SESAY: Yes, it is remarkable, Jacob, in and of itself, that a country associated with such high levels of poverty has even been able to get to this stage. Jacob Ward, there we must leave it, joining us from Oakland, California. Thank you. WARD: Thank you, Isha.

VAUSE: Next here on NEWSROOM L.A., the nuclear threat from North Korea means booming business for Japanese companies selling nuclear shelters but peace of mind comes with a price.





VAUSE: Well, given the current threat of a military confrontation with North Korea, it may not come as much of a surprise that sales of nuclear shelters in Japan are on the rise.

SESAY: The fiery rhetoric between U.S. president Donald Trump and Kim Jong-un is also fueling fears. Here is CNN's Kyung Lah.


KYUNG LAH, CNN CORRESPONDENT (voice-over): Down this skyline staircase, through an airlocked steel door, Ichiro Nishimoto (ph) welcomes us into his insurance against Kim Jong-un and Donald Trump.

LAH: Tell me what we're sitting in.

"A shelter against nuclear fallout; 55 years ago when I started selling shelters in Japan, people thought I was crazy," he says.

"Who's crazy now?" he asks.

As North Korea edges closer to a long-range missile capable of hitting the U.S., America's new president engaging in a war of words with Kim Jong-un.

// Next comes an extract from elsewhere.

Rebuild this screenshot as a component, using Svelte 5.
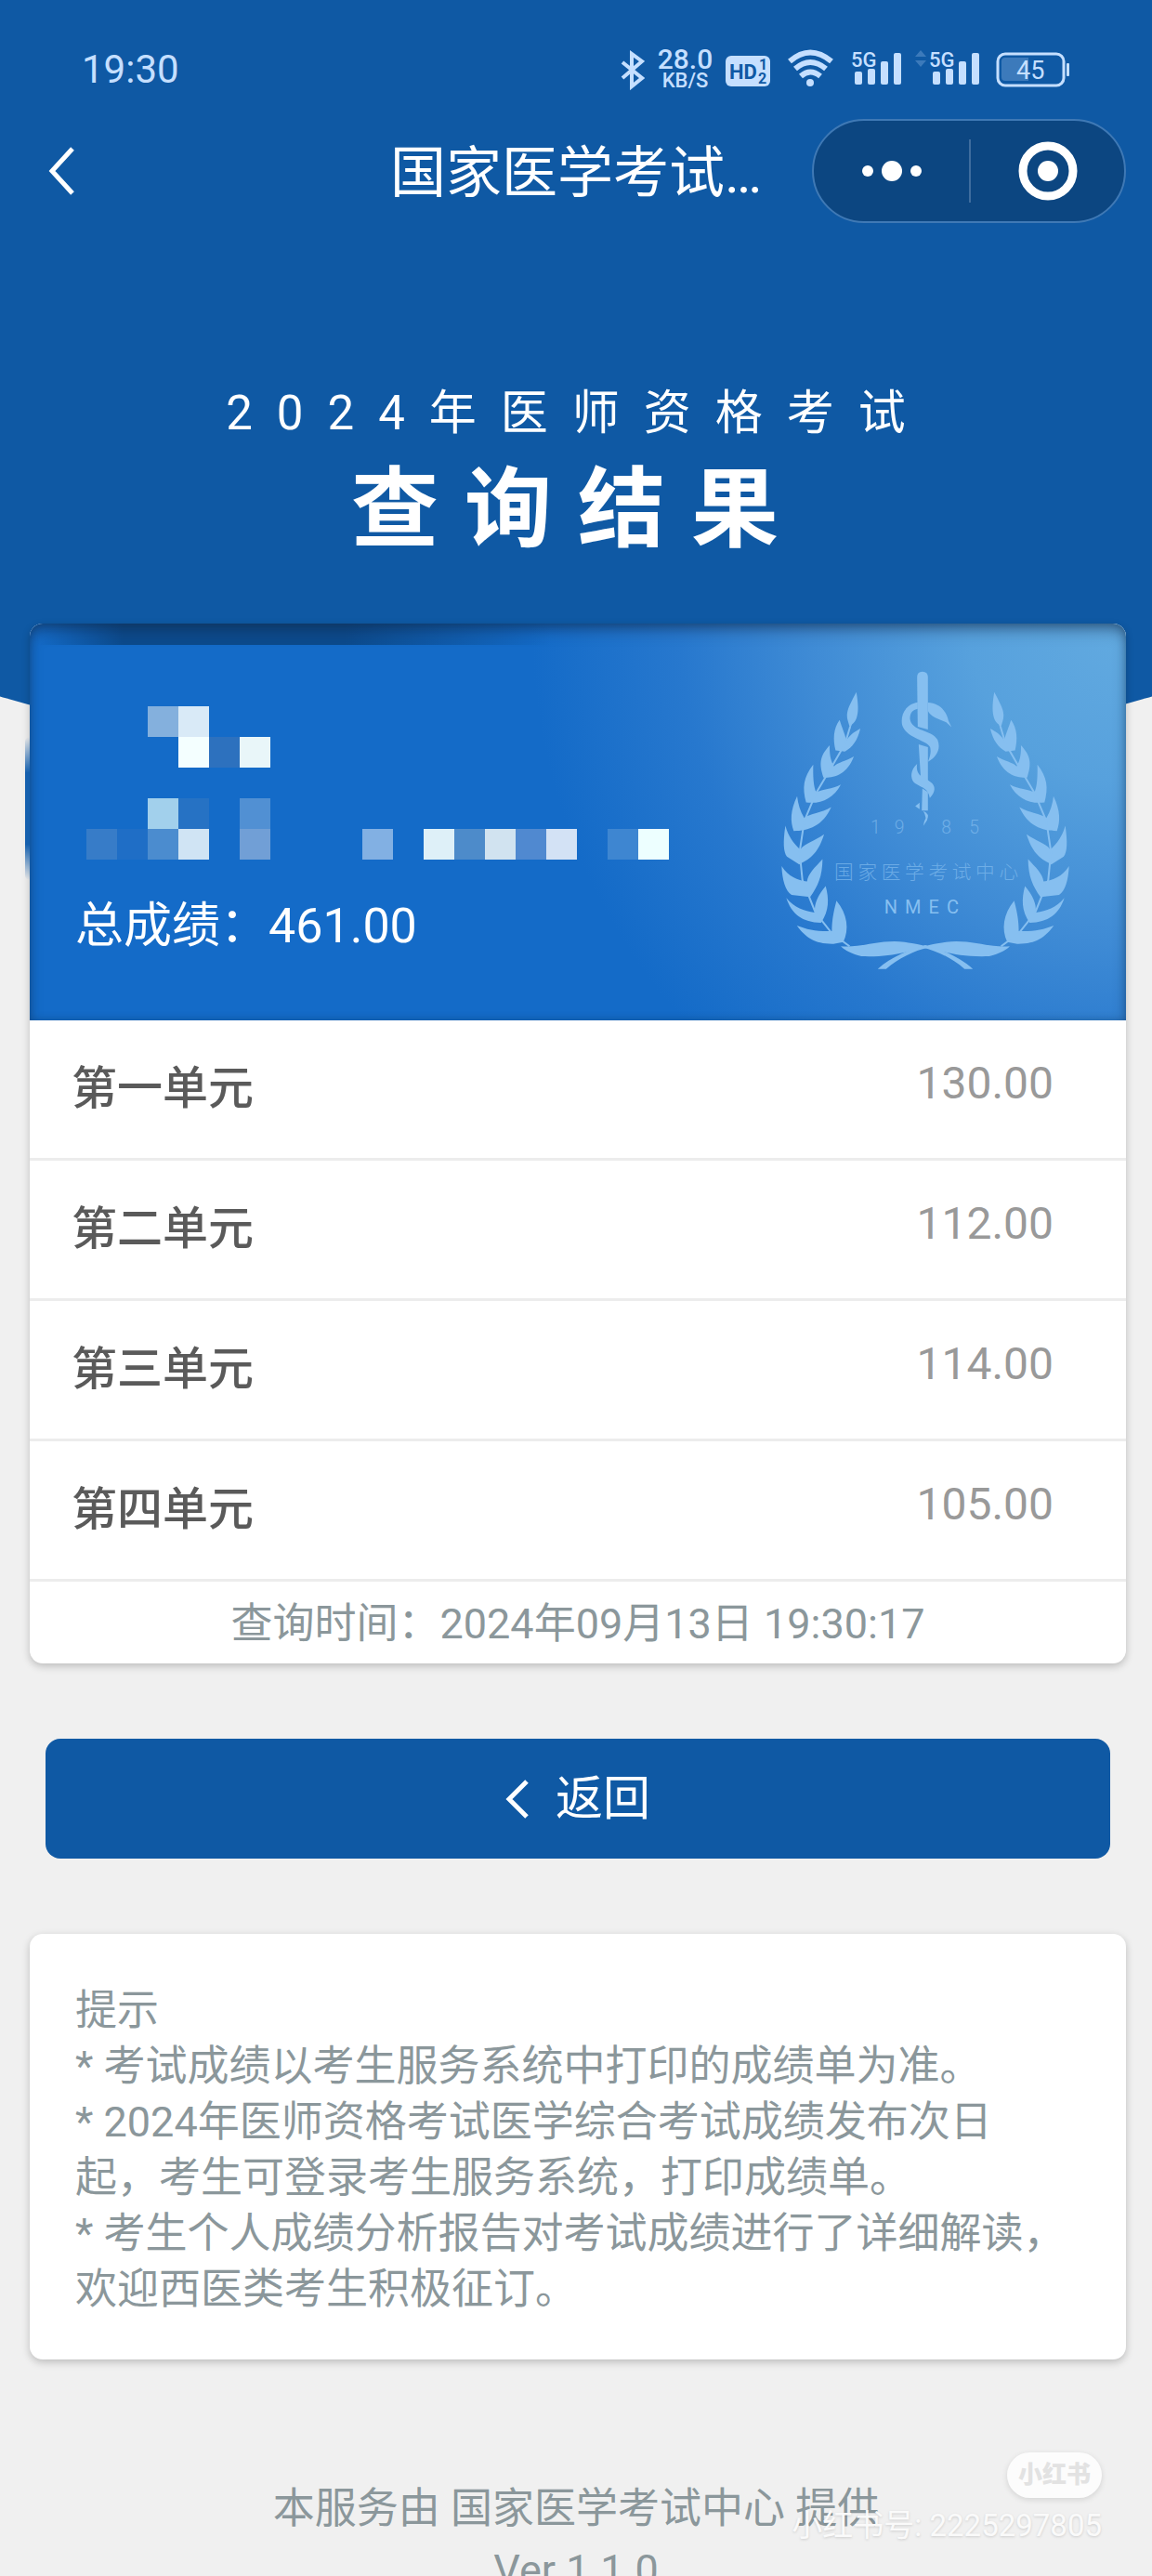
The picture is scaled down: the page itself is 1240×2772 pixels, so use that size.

DONALD TRUMP (R), PRESIDENT OF THE UNITED STATES: They will be met with fire and fury like the world has never seen.

LAH (voice-over): Japan caught in the crosshairs of any conflict. In Trump's first six months as president, Nishimoto (ph) has sold more than a dozen of his tropical-themed, concrete-fortified shelters. While that's not a lot, that's more than he sold in 55 years. Housing developer Kazumi Yoshiyama (ph) wants in.

LAH: Are customers asking for this?


LAH: How many of these are you thinking of building?

YOSHIYAMA (PH): Maybe 100 home (INAUDIBLE).

LAH (voice-over): It may not seem as ridiculous as it sounds. In a suburban neighborhood in --


LAH (voice-over): -- Wakayama, Japan, nestled behind this traditional Japanese home,,,

LAH: What is this made out of?

(Speaking Japanese)


LAH: Concrete. So three layers of reinforced concrete right here.

LEACH (voice-over): Yoshihiko Kuratori (ph) bought this small shelter, fearing earthquake, tsunami and the neighbor to his north.

YOSHIHIKO KURATORI (PH), SHELTER OWNER: I always worry about the nuclear by North Korea.

LAH: Having the shelter, does it give you peace of mind?

KURATORI (PH): That's right. I feel very peaceful in my mind.

LAH (voice-over): Selling that personal peace in these shelters that range from tens to hundreds of thousands of dollars. But you won't hear Nishimoto (ph) celebrate the windfall.

"Trump's extreme rhetoric has heightened tensions with North Korea," he says.

"You don't know what he is going to do next. It's good if it goes well but if it doesn't, it could lead to a national disaster."

Go ahead and say they're prepping for the impossible. But for a region watching two unpredictable leaders, they call it just being realistic -- Kyung Lah, CNN, Osaka, Japan.


SESAY: He did seem rather peaceful.

VAUSE: I don't think I would want to survive a nuclear strike. So I don't want one.

SESAY: I'll make a note.

VAUSE: Thanks.


You've been watching CNN NEWSROOM, live from Los Angeles. I'm Isha Sesay.

VAUSE: I'm John Vause. We will be back with more news after a short break.